I wanted to write a "Dear Freshman Self" note in this post to mark the twenty-year milestone of when I first stepped on as a college student. I just couldn't find the words and the disconnect that brings about the romance of connecting with one's former self.
It's partly frustrating because the day is so very vivid in my mind to this day. And of course, the next four years to follow, like many, provided such essential moments and life jewels that would develop me in various areas - some that I've still yet to understand.
So yeah, it's been twenty years. Twenty freakin' years!

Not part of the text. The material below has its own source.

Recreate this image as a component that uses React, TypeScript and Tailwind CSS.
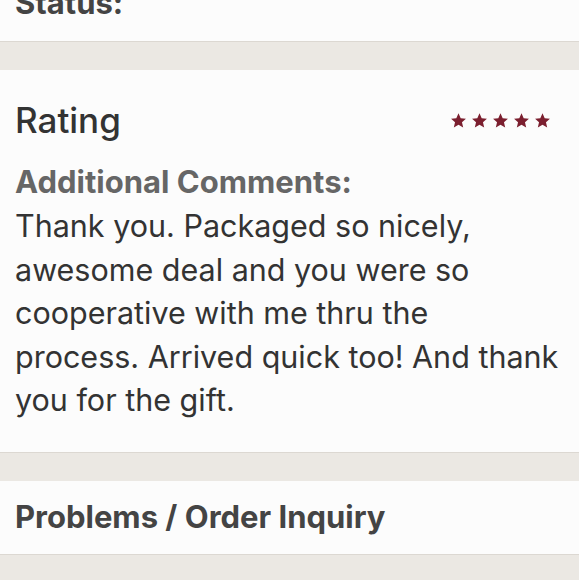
import React from 'react';

const Star = () => (
  <svg viewBox="0 0 24 24" className="w-[17px] h-[17px]" fill="#7b1f2f">
    <path d="M12 1.8l3.1 6.9 7.4.7-5.6 5 1.7 7.4L12 17.9l-6.6 3.9 1.7-7.4-5.6-5 7.4-.7z" />
  </svg>
);

const comment = [
  'Thank you. Packaged so nicely,',
  'awesome deal and you were so',
  'cooperative with me thru the',
  'process. Arrived quick too! And thank',
  'you for the gift.',
];

export default function App() {
  return (
    <div
      className="w-[579px] h-[580px] overflow-hidden bg-[#ebe8e3]"
      style={{ fontFamily: 'Inter, "Noto Sans", sans-serif' }}
    >
      {/* status card, cut off at top */}
      <div className="bg-[#fcfcfc] border-b border-[#dcd8d2] px-[15px] pb-[16px]">
        <div className="-mt-[19px] text-[31px] leading-[44px] font-bold text-[#444]">Status:</div>
      </div>

      <div className="h-[28px]" />

      {/* rating card */}
      <div className="bg-[#fcfcfc] border-b border-[#dcd8d2] px-[15px] pt-[30px] pb-[30px]">
        <div className="flex items-center justify-between">
          <h2 className="text-[35px] leading-[40px] font-medium text-[#333]">Rating</h2>
          <div className="flex gap-[4px] mr-[13px]">
            <Star />
            <Star />
            <Star />
            <Star />
            <Star />
          </div>
        </div>
        <div className="mt-[20px] text-[31px] leading-[44px] font-bold text-[#666]">Additional Comments:</div>
        <p className="text-[30.5px] leading-[43.5px] text-[#333]">
          {comment.map((line, i) => (
            <span key={i} className="block whitespace-nowrap">
              {line}
            </span>
          ))}
        </p>
      </div>

      <div className="h-[28px]" />

      {/* problems card */}
      <div className="bg-[#fcfcfc] border-b border-[#dcd8d2] px-[15px] pt-[14px] pb-[15px]">
        <div className="text-[31px] leading-[44px] font-bold text-[#444]">Problems / Order Inquiry</div>
      </div>
    </div>
  );
}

As amazing as the time since has been, I still somehow continue to struggle to find the words to capture what that milestone means. I know it's important. After all, I'm punching the keys to search for it! I've tried so many times to sit in front of my laptop and pen a letter to an eighteen-year-old me who had no idea of what was to come.
Twenty years ago, I carried a massive chip on my shoulder against the world as a first-generation student.
"I'll show them!" Current-day me would likely respond, "Awesome! But, who exactly?"
Well, you know, "them"! The world.
The conversation between the two of us is much too predictable and vivid. Because there's a reason for it...
I merely look back and what keeps flooding to the surface is indeed that feeling, and that realization of the journey since then. I look back often (and even today for this post), as a working professional on a college campus, in a college environment, working through college problems - every day - and I'm reminded of that chip that was once there. I'm reminded of where I've been. I'm reminded of the dreams I had. The dreams I thought I wanted. The dreams I never saw coming. I'm reminded of the eighteen-year-old me, who sits across a desk from the current me, just in various forms and makeup. Every. Single. Day.
There are so many times, I think, "Yeah, [said student] reminds me of myself".
I look down the hall, and I stare into a room of direct professional reports. All of them have an interest in this career field, with a few who look to me for guidance, development, and support. And at the very bare minimum, I'm their boss. Every day, they remind me of myself, too - freshly graduated, with a chip on my shoulder, looking to prove I can make it in this field.
They too, sit across from the current me, every day.
So, here in 2023, as I reflect on twenty years ago which marked the beginning of my college career, and in many ways, launched so much of what is my life today - even with a shuttered alma mater (RIP Caz) - I'm constantly reminded every day of that freshman version of myself. And the product that came from those four years of college.
Ultimately, I'm humbled. I truly am. The daily reminder of the journey is awesome. And I understand not everyone carries that so closely with them. For others, it's very easy to have that romance and nostalgia flood to the surface, drawing a start comparison for context.
Every time I'm asked about "my journey or road to where I am" by a student or budding professional, for me it's not hard to open the vault within, find that eighteen-year-old me, and feel what he felt, know what he knew, to understand how hard it was just to get to that point, and just how important that step was toward other levels I've maneuvered through. Because I draw from him, again, every day.
Ultimately, it's tough to write a post talking to your freshman self, when the distance hasn't been created. And for some people, that distance is present. But for me, he's a daily reminder. Of so many things that I'm thankful for in my life.
As I wrap this up, I conclude with an excerpt from a paper I wrote in Grad school, which also doubled as a speech I gave to first-generation students within a first-year program. The excerpt (which serves as the speech's intro) captures my feelings and remembrance of that first day - first hours - at Cazenovia College. The piece still resonates with me so closely.
Here's to twenty years since starting college.
On a hot summer August day, I stood there watching her tears flow through the window. For most individuals, the need to console, to embrace, or to somewhat contribute to reducing the overwhelming emotion would trigger an action, but I knew that she needed to let the moment happen. My mom, and dad, both spent their lives – in some ways, gave their lives – so that this very moment could happen – leaving me on a college campus.
My dad, with the same providing manner he has excelled at over the years, managed to hide his emotions, console my mother, and operate a vehicle all at the same time. I still remember his slight nod assuring that I’ve done good as he pulled the vehicle away slowly. I stood there watching the mini-van that just transported my entire life to this unknown place in the world, fade down the street, before being gone for good with a left turn.
I stood there staring for a few seconds as if something else was supposed to happen in this new chapter. This was now new waters for me. It was new waters for my parents too, whom I always went to for advice and help. College? Me? Imagine that?
As I turned around, the vision became clearer, and in that moment was born this chip on my shoulder that would also get me through the next decade of my life. It was a chip that represented struggle, sacrifice, and unfairness, and it grew by the second as I processed my new home. There it was, the cliché quad, filled with very few faces like mine. That chip on my shoulder suddenly added a new layer of proving myself, my worth, and that I indeed belonged there.